During that time, enrolled members of the Osage Indian nation were among the wealthiest people per capita in the world. The rich oil fields beneath their reservation brought millions of dollars into the tribe annually, distributed to tribal members holding "headrights" that could not be bought or sold but only inherited. This vast wealth attracted the attention of unscrupulous whites who found ways to divert it to themselves by marrying Osage women or by having Osage declared legally incompetent so the whites could fleece them through the administration of their estates.
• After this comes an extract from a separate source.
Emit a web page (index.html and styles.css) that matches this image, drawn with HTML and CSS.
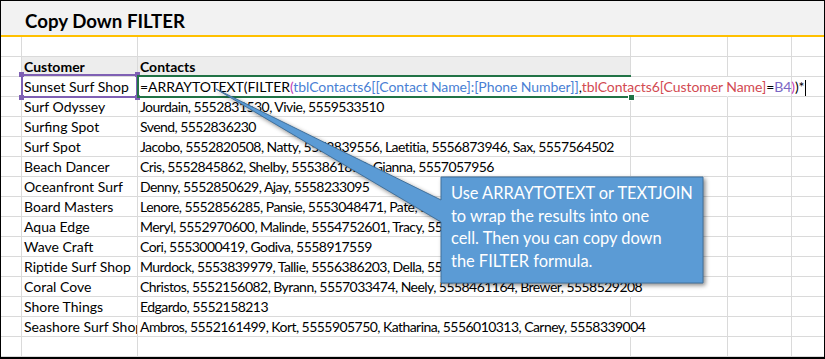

For some, however, these deceptive tactics were not enough, and a plague of violent death—by shooting, poison, orchestrated automobile accident, and bombing—began to decimate the Osage in what they came to call the "Reign of Terror." Corrupt and incompetent law enforcement and judicial systems ensured that the perpetrators were never found or punished until the young J. Edgar Hoover saw cracking these cases as a means of burnishing the reputation of the newly professionalized FBI. Bestselling New Yorkerstaff writer Grann (The Devil and Sherlock Holmes: Tales of Murder, Madness, and Obsession, 2010, etc.) follows Special Agent Tom White and his assistants as they track the killers of one extended Osage family through a closed local culture of greed, bigotry, and lies in pursuit of protection for the survivors and justice for the dead. But he doesn't stop there; relying almost entirely on primary and unpublished sources, the author goes on to expose a web of conspiracy and corruption that extended far wider than even the FBI ever suspected. This page-turner surges forward with the pacing of a true-crime thriller, elevated by Grann's crisp and evocative prose and enhanced by dozens of period photographs.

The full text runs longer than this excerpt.